2. Mineral Reserves are reported on a 100% project basis.
3. The Qualified Person for the Open Pit and Stockpile Mineral Reserve estimate is Peter Montano, P.E., our Vice President, Projects.
4. The Qualified Person for the Underground Mineral Reserve estimate is Michael Meyers, P.Eng., our Manager, Projects.
5. Mineral Reserves from open pit mine methods and stockpiles are based on a conventional open pit mining method, gold price of US$1,750/oz, metallurgical recovery of 92.5%, selling costs of US$90.00/oz including royalties and levies, average mining cost of US$4.92/t mined at surface, average processing cost of US$41.08/t processed, and site general costs of US$66.95/t processed. Reserve model dilution and ore loss were applied through whole block averaging such that at a 1.65 g/t Au cut-off, for all pits combined there is a 32% increase in tonnes, a 25% reduction in grade, and a 1% reduction in ounces when compared to the Mineral Resource model.
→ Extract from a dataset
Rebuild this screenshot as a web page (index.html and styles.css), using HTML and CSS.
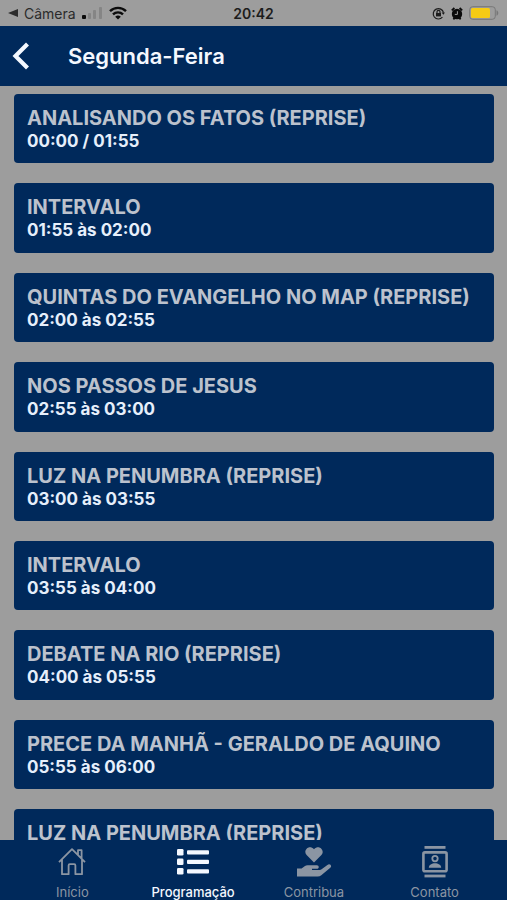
FILE: index.html
```html
<!DOCTYPE html>
<html lang="pt-BR">
<head>
  <meta charset="UTF-8">
  <meta name="viewport" content="width=device-width, initial-scale=1">
  <title>Segunda-Feira</title>
  <link rel="stylesheet" href="styles.css">
</head>
<body>
  <div class="status-bar">
    <div class="status-left">
      <a class="back-app" href="#">
        <svg width="10" height="10" viewBox="0 0 10 10"><path d="M10 1v8L0 5z" fill="currentColor"/></svg>
        Câmera
      </a>
      <svg width="21" height="14" viewBox="0 0 21 14">
        <rect x="0" y="9" width="4" height="4" rx="1" fill="#0b0b0b"/>
        <rect x="6" y="7" width="3" height="6" rx="1" fill="#858585"/>
        <rect x="11" y="4" width="3" height="9" rx="1" fill="#858585"/>
        <rect x="17" y="1" width="3" height="12" rx="1" fill="#858585"/>
      </svg>
      <svg width="18" height="14" viewBox="0 0 18 14" fill="none" stroke="#0b0b0b" stroke-width="2.4">
        <path d="M1 5.2a11.4 11.4 0 0 1 16 0"/>
        <path d="M4 8.4a7.2 7.2 0 0 1 10 0"/>
        <path d="M9 13.6 6.2 10.7a4.2 4.2 0 0 1 5.6 0z" fill="#0b0b0b" stroke="none"/>
      </svg>
    </div>
    <div class="clock">20:42</div>
    <div class="status-right">
      <svg width="13" height="13" viewBox="0 0 13 13" fill="none" stroke="#1c1c1c" stroke-width="1.2">
        <path d="M10.4 10.2a5.2 5.2 0 1 1 1.1-4.6"/>
        <path d="M9.6 5.4h3.4l-1.6 2.4z" fill="#1c1c1c" stroke="none"/>
        <rect x="4" y="6" width="5" height="3.4" fill="#1c1c1c" stroke="none"/>
        <path d="M5 6V4.8a1.5 1.5 0 0 1 3 0V6"/>
      </svg>
      <svg width="12" height="13" viewBox="0 0 12 13">
        <path d="M.8 3.4 3.4 1M11.2 3.4 8.6 1M2.4 12.4l1.2-1.6M9.6 12.4l-1.2-1.6" stroke="#0b0b0b" stroke-width="1.8"/>
        <circle cx="6" cy="7" r="5.2" fill="#0b0b0b"/>
        <path d="M6.4 4.2v3.2H3.8" fill="none" stroke="#9b9b9b"/>
      </svg>
      <svg width="30" height="14" viewBox="0 0 30 14">
        <rect x=".7" y=".7" width="25.6" height="12.6" rx="3" fill="none" stroke="#777"/>
        <rect x="2" y="2" width="19" height="10" rx="1.5" fill="#f5cb14"/>
        <path d="M27.5 4.3c2.4 1 2.4 4.4 0 5.4z" fill="#777"/>
      </svg>
    </div>
  </div>

  <header class="top-bar">
    <button class="back-btn" aria-label="Voltar">
      <svg width="18" height="28" viewBox="0 0 18 28"><path d="M15.5 2 3.5 14l12 12" fill="none" stroke="currentColor" stroke-width="4.2"/></svg>
    </button>
    <h1>Segunda-Feira</h1>
  </header>

  <main class="schedule">
    <div class="program">
      <h2>ANALISANDO OS FATOS (REPRISE)</h2>
      <p>00:00 / 01:55</p>
    </div>
    <div class="program">
      <h2>INTERVALO</h2>
      <p>01:55 às 02:00</p>
    </div>
    <div class="program">
      <h2>QUINTAS DO EVANGELHO NO MAP (REPRISE)</h2>
      <p>02:00 às 02:55</p>
    </div>
    <div class="program">
      <h2>NOS PASSOS DE JESUS</h2>
      <p>02:55 às 03:00</p>
    </div>
    <div class="program">
      <h2>LUZ NA PENUMBRA (REPRISE)</h2>
      <p>03:00 às 03:55</p>
    </div>
    <div class="program">
      <h2>INTERVALO</h2>
      <p>03:55 às 04:00</p>
    </div>
    <div class="program">
      <h2>DEBATE NA RIO (REPRISE)</h2>
      <p>04:00 às 05:55</p>
    </div>
    <div class="program">
      <h2>PRECE DA MANHÃ - GERALDO DE AQUINO</h2>
      <p>05:55 às 06:00</p>
    </div>
    <div class="program">
      <h2>LUZ NA PENUMBRA (REPRISE)</h2>
    </div>
  </main>

  <nav class="tab-bar">
    <a class="tab" href="#">
      <svg width="32" height="32" viewBox="0 0 32 32" fill="none" stroke="currentColor" stroke-width="1.8" stroke-linejoin="round">
        <path d="M3 16.2 16 3.2l13 13M22 9V4.2h3.6v8.4M6 13.4v14.8h6.6V19.4q0-1.2 1.2-1.2h4.4q1.2 0 1.2 1.2v8.8H26V13.4"/>
      </svg>
      Início
    </a>
    <a class="tab active" href="#">
      <svg width="32" height="32" viewBox="0 0 32 32" fill="currentColor">
        <rect x="0" y="3" width="6.5" height="6.5" rx="1.3"/>
        <rect x="0" y="12.6" width="6.5" height="6.5" rx="1.3"/>
        <rect x="0" y="22" width="6.5" height="6.5" rx="1.3"/>
        <rect x="10" y="4.2" width="22" height="4.2" rx="1"/>
        <rect x="10" y="13.8" width="22" height="4.2" rx="1"/>
        <rect x="10" y="23.2" width="22" height="4.2" rx="1"/>
      </svg>
      Programação
    </a>
    <a class="tab" href="#">
      <svg width="36" height="32" viewBox="0 0 36 32" fill="currentColor">
        <path d="M18 16.5 10.6 9C6.6 4.8 12.8-2.2 18 3.2c5.2-5.4 11.4 1.6 7.4 5.8z"/>
        <path d="M1 22.5h4.6l3-2.3q1.4-1 3-1h9.2c2.6 0 2.6 3.6 0 3.6H16v1.2h7.6q1.2 0 2-.7l5.8-4.4c2.6-1.8 5 1 2.9 2.9l-9 7.4q-1.6 1.3-3.6 1.3H1z"/>
      </svg>
      Contribua
    </a>
    <a class="tab" href="#">
      <svg width="32" height="32" viewBox="0 0 32 32" fill="currentColor">
        <rect x="5.5" y="0" width="21" height="2.8"/>
        <rect x="5.5" y="28.6" width="21" height="2.8"/>
        <rect x="4.4" y="6.4" width="23.2" height="18.8" rx="1.5" fill="none" stroke="currentColor" stroke-width="2.6"/>
        <circle cx="16" cy="12.6" r="2.7" fill="none" stroke="currentColor" stroke-width="1.8"/>
        <path d="M9.8 21.8c0-6.2 12.4-6.2 12.4 0z"/>
      </svg>
      Contato
    </a>
  </nav>
</body>
</html>
```
FILE: styles.css
```css
* {
  box-sizing: border-box;
}

body {
  font-family: Inter, "Liberation Sans", sans-serif;
  margin: 0;
  height: 100vh;
  display: flex;
  flex-direction: column;
  background: #9d9d9d;
  color: #e6effb;
}

h1, h2, p {
  margin: 0;
}

svg {
  display: block;
}

.status-bar {
  display: grid;
  grid-template-columns: 1fr auto 1fr;
  align-items: center;
  height: 26px;
  padding: 0 8px;
  color: #1c1c1c;
  font-size: 14px;
}

.status-left, .status-right {
  display: flex;
  align-items: center;
  gap: 6px;
}

.status-right {
  justify-content: flex-end;
}

.back-app {
  display: flex;
  align-items: center;
  gap: 6px;
  color: #2b2b2b;
  text-decoration: none;
}

.clock {
  font-weight: 600;
}

.top-bar {
  display: flex;
  align-items: center;
  gap: 38px;
  height: 60px;
  padding: 0 12px;
  background: #00295b;
  color: #f4f8ff;
}

.top-bar h1 {
  font-size: 22px;
  font-weight: 600;
}

.back-btn {
  padding: 0;
  border: none;
  background: none;
  color: inherit;
  cursor: pointer;
}

.schedule {
  flex: 1;
  min-height: 0;
  overflow-y: auto;
  scrollbar-width: none;
  display: flex;
  flex-direction: column;
  gap: 20px;
  padding: 8px 13px 0 14px;
}

.program {
  flex: none;
  padding: 12px 13px;
  border-radius: 4px;
  background: #00295b;
  line-height: 1.2;
}

.program h2 {
  font-size: 20px;
  font-weight: 700;
  line-height: 25px;
  color: #bcc2cd;
}

.program p {
  font-size: 17px;
  font-weight: 700;
}

.tab-bar {
  display: flex;
  height: 60px;
  padding: 0 12px;
  background: #00295b;
}

.tab {
  flex: 1;
  display: flex;
  flex-direction: column;
  align-items: center;
  gap: 6px;
  padding-top: 6px;
  color: #8b95a3;
  font-size: 13px;
  line-height: 16px;
  text-decoration: none;
}

.tab.active {
  color: #f4f8ff;
  font-weight: 500;
}
```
Mineral Reserves that will be mined by open pit methods or are in stockpiles are reported above a cut-off grade of 1.65 g/t Au.
6. Mineral Reserves that will be mined by underground methods assume longhole stoping mining methods, gold price of US$1,750/oz, metallurgical recovery of 92.5%, selling costs of US$90.00/oz including royalties and levies, average mining cost of US$120.13/t ore mined, average processing cost of US$41.08/t processed, site general costs of US$66.95/t processed, dilution % variable by stoping area, and 90% mining recovery. Mineral Reserves that will be mined by underground methods are reported above a cut-off grade of 4.64 g/t Au.
7. All tonnage, grade and contained metal content estimates have been rounded; rounding may result in apparent summation differences between tonnes, grade, and contained metal content.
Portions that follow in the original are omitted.